▶ [Supplied data]:
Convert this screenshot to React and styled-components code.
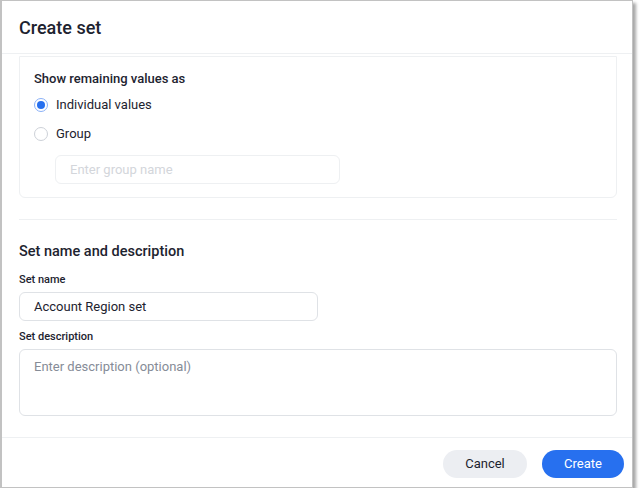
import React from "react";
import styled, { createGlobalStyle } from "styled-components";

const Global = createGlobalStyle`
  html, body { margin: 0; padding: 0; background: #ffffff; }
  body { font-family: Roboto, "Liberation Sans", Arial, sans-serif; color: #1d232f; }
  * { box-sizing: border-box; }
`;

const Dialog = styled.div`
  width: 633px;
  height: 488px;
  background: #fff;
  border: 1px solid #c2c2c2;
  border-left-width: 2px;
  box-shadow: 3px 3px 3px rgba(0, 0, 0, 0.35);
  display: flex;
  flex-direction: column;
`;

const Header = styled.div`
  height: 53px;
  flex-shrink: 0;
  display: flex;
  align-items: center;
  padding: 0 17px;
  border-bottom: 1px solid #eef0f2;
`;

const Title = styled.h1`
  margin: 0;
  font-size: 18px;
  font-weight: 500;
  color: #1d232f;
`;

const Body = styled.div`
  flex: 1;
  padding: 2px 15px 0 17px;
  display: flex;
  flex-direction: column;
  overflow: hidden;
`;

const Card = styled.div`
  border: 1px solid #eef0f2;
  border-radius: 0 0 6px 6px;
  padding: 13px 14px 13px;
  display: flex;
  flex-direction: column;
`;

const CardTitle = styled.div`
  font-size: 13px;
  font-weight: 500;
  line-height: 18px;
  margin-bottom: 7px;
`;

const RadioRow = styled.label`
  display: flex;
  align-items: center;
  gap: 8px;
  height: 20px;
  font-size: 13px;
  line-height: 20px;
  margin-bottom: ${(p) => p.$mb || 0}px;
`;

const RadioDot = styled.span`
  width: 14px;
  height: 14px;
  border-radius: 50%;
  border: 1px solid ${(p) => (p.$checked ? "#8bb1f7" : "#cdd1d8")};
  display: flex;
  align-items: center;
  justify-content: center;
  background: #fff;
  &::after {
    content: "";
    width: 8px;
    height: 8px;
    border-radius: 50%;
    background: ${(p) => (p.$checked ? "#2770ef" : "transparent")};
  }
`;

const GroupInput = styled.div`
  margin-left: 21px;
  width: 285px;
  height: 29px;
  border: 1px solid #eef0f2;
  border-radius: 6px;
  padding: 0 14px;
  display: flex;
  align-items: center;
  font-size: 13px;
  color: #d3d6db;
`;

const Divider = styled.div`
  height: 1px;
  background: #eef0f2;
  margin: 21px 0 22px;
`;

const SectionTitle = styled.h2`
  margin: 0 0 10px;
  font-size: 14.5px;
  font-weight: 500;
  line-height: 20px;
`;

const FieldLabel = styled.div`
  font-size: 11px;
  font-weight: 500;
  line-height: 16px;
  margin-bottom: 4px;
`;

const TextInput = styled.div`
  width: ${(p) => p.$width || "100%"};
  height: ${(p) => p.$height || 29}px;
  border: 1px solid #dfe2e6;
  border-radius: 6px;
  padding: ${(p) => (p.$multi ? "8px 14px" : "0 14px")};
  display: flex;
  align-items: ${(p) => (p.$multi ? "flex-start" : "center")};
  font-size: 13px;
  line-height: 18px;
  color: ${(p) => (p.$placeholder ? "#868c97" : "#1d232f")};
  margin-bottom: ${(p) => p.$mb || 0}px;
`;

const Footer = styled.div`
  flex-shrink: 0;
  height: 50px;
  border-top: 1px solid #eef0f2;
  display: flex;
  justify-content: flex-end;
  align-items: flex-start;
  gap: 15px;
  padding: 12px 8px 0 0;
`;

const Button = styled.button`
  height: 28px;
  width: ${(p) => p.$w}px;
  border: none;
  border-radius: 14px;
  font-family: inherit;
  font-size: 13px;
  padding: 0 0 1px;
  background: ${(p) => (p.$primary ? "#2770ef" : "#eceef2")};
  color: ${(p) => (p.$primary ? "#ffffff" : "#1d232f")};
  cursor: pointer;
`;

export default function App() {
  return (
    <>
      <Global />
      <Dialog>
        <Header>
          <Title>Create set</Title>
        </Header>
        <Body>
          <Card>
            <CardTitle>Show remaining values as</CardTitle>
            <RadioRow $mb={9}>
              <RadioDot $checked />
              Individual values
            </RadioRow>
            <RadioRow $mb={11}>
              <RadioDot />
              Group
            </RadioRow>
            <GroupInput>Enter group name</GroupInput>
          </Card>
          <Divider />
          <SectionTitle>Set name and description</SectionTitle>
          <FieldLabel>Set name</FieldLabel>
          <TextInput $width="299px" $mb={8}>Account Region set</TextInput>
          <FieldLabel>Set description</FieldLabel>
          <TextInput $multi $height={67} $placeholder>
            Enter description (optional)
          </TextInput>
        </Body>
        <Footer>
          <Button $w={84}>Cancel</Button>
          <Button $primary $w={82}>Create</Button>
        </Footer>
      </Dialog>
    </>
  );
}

▶ [Instruction]: Each line of the data should be quoted exactly, with pictures left out.

▶ [Exercise solution]:
Convert this screenshot to React and styled-components code.
import React from "react";
import styled, { createGlobalStyle } from "styled-components";

const Global = createGlobalStyle`
  html, body { margin: 0; padding: 0; background: #ffffff; }
  body { font-family: Roboto, "Liberation Sans", Arial, sans-serif; color: #1d232f; }
  * { box-sizing: border-box; }
`;

const Dialog = styled.div`
  width: 633px;
  height: 488px;
  background: #fff;
  border: 1px solid #c2c2c2;
  border-left-width: 2px;
  box-shadow: 3px 3px 3px rgba(0, 0, 0, 0.35);
  display: flex;
  flex-direction: column;
`;

const Header = styled.div`
  height: 53px;
  flex-shrink: 0;
  display: flex;
  align-items: center;
  padding: 0 17px;
  border-bottom: 1px solid #eef0f2;
`;

const Title = styled.h1`
  margin: 0;
  font-size: 18px;
  font-weight: 500;
  color: #1d232f;
`;

const Body = styled.div`
  flex: 1;
  padding: 2px 15px 0 17px;
  display: flex;
  flex-direction: column;
  overflow: hidden;
`;

const Card = styled.div`
  border: 1px solid #eef0f2;
  border-radius: 0 0 6px 6px;
  padding: 13px 14px 13px;
  display: flex;
  flex-direction: column;
`;

const CardTitle = styled.div`
  font-size: 13px;
  font-weight: 500;
  line-height: 18px;
  margin-bottom: 7px;
`;

const RadioRow = styled.label`
  display: flex;
  align-items: center;
  gap: 8px;
  height: 20px;
  font-size: 13px;
  line-height: 20px;
  margin-bottom: ${(p) => p.$mb || 0}px;
`;

const RadioDot = styled.span`
  width: 14px;
  height: 14px;
  border-radius: 50%;
  border: 1px solid ${(p) => (p.$checked ? "#8bb1f7" : "#cdd1d8")};
  display: flex;
  align-items: center;
  justify-content: center;
  background: #fff;
  &::after {
    content: "";
    width: 8px;
    height: 8px;
    border-radius: 50%;
    background: ${(p) => (p.$checked ? "#2770ef" : "transparent")};
  }
`;

const GroupInput = styled.div`
  margin-left: 21px;
  width: 285px;
  height: 29px;
  border: 1px solid #eef0f2;
  border-radius: 6px;
  padding: 0 14px;
  display: flex;
  align-items: center;
  font-size: 13px;
  color: #d3d6db;
`;

const Divider = styled.div`
  height: 1px;
  background: #eef0f2;
  margin: 21px 0 22px;
`;

const SectionTitle = styled.h2`
  margin: 0 0 10px;
  font-size: 14.5px;
  font-weight: 500;
  line-height: 20px;
`;

const FieldLabel = styled.div`
  font-size: 11px;
  font-weight: 500;
  line-height: 16px;
  margin-bottom: 4px;
`;

const TextInput = styled.div`
  width: ${(p) => p.$width || "100%"};
  height: ${(p) => p.$height || 29}px;
  border: 1px solid #dfe2e6;
  border-radius: 6px;
  padding: ${(p) => (p.$multi ? "8px 14px" : "0 14px")};
  display: flex;
  align-items: ${(p) => (p.$multi ? "flex-start" : "center")};
  font-size: 13px;
  line-height: 18px;
  color: ${(p) => (p.$placeholder ? "#868c97" : "#1d232f")};
  margin-bottom: ${(p) => p.$mb || 0}px;
`;

const Footer = styled.div`
  flex-shrink: 0;
  height: 50px;
  border-top: 1px solid #eef0f2;
  display: flex;
  justify-content: flex-end;
  align-items: flex-start;
  gap: 15px;
  padding: 12px 8px 0 0;
`;

const Button = styled.button`
  height: 28px;
  width: ${(p) => p.$w}px;
  border: none;
  border-radius: 14px;
  font-family: inherit;
  font-size: 13px;
  padding: 0 0 1px;
  background: ${(p) => (p.$primary ? "#2770ef" : "#eceef2")};
  color: ${(p) => (p.$primary ? "#ffffff" : "#1d232f")};
  cursor: pointer;
`;

export default function App() {
  return (
    <>
      <Global />
      <Dialog>
        <Header>
          <Title>Create set</Title>
        </Header>
        <Body>
          <Card>
            <CardTitle>Show remaining values as</CardTitle>
            <RadioRow $mb={9}>
              <RadioDot $checked />
              Individual values
            </RadioRow>
            <RadioRow $mb={11}>
              <RadioDot />
              Group
            </RadioRow>
            <GroupInput>Enter group name</GroupInput>
          </Card>
          <Divider />
          <SectionTitle>Set name and description</SectionTitle>
          <FieldLabel>Set name</FieldLabel>
          <TextInput $width="299px" $mb={8}>Account Region set</TextInput>
          <FieldLabel>Set description</FieldLabel>
          <TextInput $multi $height={67} $placeholder>
            Enter description (optional)
          </TextInput>
        </Body>
        <Footer>
          <Button $w={84}>Cancel</Button>
          <Button $primary $w={82}>Create</Button>
        </Footer>
      </Dialog>
    </>
  );
}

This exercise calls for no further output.